PROBLEM REQUIREMENTS: Transcribe all of the material exactly, except for its pictures.

>>>>

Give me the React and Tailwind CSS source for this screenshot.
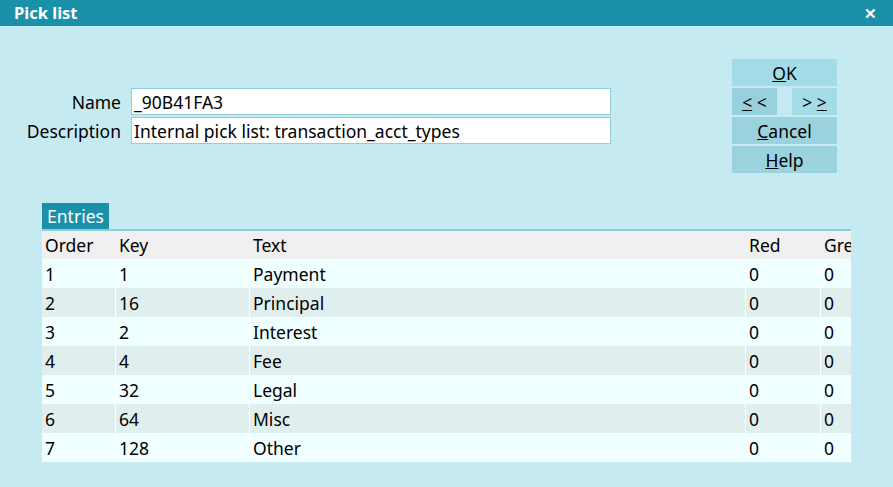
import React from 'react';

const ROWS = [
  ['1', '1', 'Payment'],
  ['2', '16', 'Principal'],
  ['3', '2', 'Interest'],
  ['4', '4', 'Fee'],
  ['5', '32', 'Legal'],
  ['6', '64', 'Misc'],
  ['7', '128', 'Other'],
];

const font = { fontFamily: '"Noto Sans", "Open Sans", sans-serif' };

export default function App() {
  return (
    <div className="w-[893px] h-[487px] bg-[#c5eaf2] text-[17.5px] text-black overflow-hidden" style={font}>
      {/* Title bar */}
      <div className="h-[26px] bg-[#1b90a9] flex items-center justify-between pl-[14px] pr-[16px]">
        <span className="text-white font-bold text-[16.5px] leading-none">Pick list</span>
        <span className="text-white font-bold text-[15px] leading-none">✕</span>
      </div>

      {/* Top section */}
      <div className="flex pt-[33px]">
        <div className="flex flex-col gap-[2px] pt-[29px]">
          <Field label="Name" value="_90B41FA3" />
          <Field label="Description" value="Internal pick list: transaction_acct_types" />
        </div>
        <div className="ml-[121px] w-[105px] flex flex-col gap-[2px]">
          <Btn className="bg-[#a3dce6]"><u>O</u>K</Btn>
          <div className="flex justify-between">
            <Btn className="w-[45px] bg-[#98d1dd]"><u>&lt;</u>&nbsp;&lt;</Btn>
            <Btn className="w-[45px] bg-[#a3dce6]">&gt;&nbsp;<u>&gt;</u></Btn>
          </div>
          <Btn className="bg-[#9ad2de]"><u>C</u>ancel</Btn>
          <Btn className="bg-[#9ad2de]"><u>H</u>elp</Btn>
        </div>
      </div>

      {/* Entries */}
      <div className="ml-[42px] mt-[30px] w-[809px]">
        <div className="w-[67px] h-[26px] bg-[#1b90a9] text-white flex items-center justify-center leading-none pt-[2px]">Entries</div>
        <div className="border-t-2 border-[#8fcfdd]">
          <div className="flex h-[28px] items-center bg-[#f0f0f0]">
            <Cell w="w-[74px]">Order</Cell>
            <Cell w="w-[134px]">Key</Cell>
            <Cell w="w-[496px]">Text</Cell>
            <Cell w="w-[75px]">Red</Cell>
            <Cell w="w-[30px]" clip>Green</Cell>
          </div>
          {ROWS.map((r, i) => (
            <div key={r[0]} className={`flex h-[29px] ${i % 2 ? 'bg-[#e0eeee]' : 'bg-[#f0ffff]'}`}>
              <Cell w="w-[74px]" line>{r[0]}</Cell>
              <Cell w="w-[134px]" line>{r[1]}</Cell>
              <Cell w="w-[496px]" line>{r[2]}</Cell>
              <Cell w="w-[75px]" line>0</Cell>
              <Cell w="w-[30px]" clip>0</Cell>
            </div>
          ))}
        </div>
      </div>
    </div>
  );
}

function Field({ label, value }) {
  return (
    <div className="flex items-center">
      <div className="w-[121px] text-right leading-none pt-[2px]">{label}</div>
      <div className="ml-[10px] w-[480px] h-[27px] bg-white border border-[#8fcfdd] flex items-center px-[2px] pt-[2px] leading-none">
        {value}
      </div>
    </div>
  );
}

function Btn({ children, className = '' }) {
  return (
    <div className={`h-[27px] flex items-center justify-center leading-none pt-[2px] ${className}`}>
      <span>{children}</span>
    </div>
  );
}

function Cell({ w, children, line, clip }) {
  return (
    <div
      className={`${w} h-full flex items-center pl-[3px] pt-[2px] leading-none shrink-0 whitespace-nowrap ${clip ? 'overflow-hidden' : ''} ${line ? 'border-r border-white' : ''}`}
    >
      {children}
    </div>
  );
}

<<<<

COMPLETED TASK:
Give me the React and Tailwind CSS source for this screenshot.
import React from 'react';

const ROWS = [
  ['1', '1', 'Payment'],
  ['2', '16', 'Principal'],
  ['3', '2', 'Interest'],
  ['4', '4', 'Fee'],
  ['5', '32', 'Legal'],
  ['6', '64', 'Misc'],
  ['7', '128', 'Other'],
];

const font = { fontFamily: '"Noto Sans", "Open Sans", sans-serif' };

export default function App() {
  return (
    <div className="w-[893px] h-[487px] bg-[#c5eaf2] text-[17.5px] text-black overflow-hidden" style={font}>
      {/* Title bar */}
      <div className="h-[26px] bg-[#1b90a9] flex items-center justify-between pl-[14px] pr-[16px]">
        <span className="text-white font-bold text-[16.5px] leading-none">Pick list</span>
        <span className="text-white font-bold text-[15px] leading-none">✕</span>
      </div>

      {/* Top section */}
      <div className="flex pt-[33px]">
        <div className="flex flex-col gap-[2px] pt-[29px]">
          <Field label="Name" value="_90B41FA3" />
          <Field label="Description" value="Internal pick list: transaction_acct_types" />
        </div>
        <div className="ml-[121px] w-[105px] flex flex-col gap-[2px]">
          <Btn className="bg-[#a3dce6]"><u>O</u>K</Btn>
          <div className="flex justify-between">
            <Btn className="w-[45px] bg-[#98d1dd]"><u>&lt;</u>&nbsp;&lt;</Btn>
            <Btn className="w-[45px] bg-[#a3dce6]">&gt;&nbsp;<u>&gt;</u></Btn>
          </div>
          <Btn className="bg-[#9ad2de]"><u>C</u>ancel</Btn>
          <Btn className="bg-[#9ad2de]"><u>H</u>elp</Btn>
        </div>
      </div>

      {/* Entries */}
      <div className="ml-[42px] mt-[30px] w-[809px]">
        <div className="w-[67px] h-[26px] bg-[#1b90a9] text-white flex items-center justify-center leading-none pt-[2px]">Entries</div>
        <div className="border-t-2 border-[#8fcfdd]">
          <div className="flex h-[28px] items-center bg-[#f0f0f0]">
            <Cell w="w-[74px]">Order</Cell>
            <Cell w="w-[134px]">Key</Cell>
            <Cell w="w-[496px]">Text</Cell>
            <Cell w="w-[75px]">Red</Cell>
            <Cell w="w-[30px]" clip>Green</Cell>
          </div>
          {ROWS.map((r, i) => (
            <div key={r[0]} className={`flex h-[29px] ${i % 2 ? 'bg-[#e0eeee]' : 'bg-[#f0ffff]'}`}>
              <Cell w="w-[74px]" line>{r[0]}</Cell>
              <Cell w="w-[134px]" line>{r[1]}</Cell>
              <Cell w="w-[496px]" line>{r[2]}</Cell>
              <Cell w="w-[75px]" line>0</Cell>
              <Cell w="w-[30px]" clip>0</Cell>
            </div>
          ))}
        </div>
      </div>
    </div>
  );
}

function Field({ label, value }) {
  return (
    <div className="flex items-center">
      <div className="w-[121px] text-right leading-none pt-[2px]">{label}</div>
      <div className="ml-[10px] w-[480px] h-[27px] bg-white border border-[#8fcfdd] flex items-center px-[2px] pt-[2px] leading-none">
        {value}
      </div>
    </div>
  );
}

function Btn({ children, className = '' }) {
  return (
    <div className={`h-[27px] flex items-center justify-center leading-none pt-[2px] ${className}`}>
      <span>{children}</span>
    </div>
  );
}

function Cell({ w, children, line, clip }) {
  return (
    <div
      className={`${w} h-full flex items-center pl-[3px] pt-[2px] leading-none shrink-0 whitespace-nowrap ${clip ? 'overflow-hidden' : ''} ${line ? 'border-r border-white' : ''}`}
    >
      {children}
    </div>
  );
}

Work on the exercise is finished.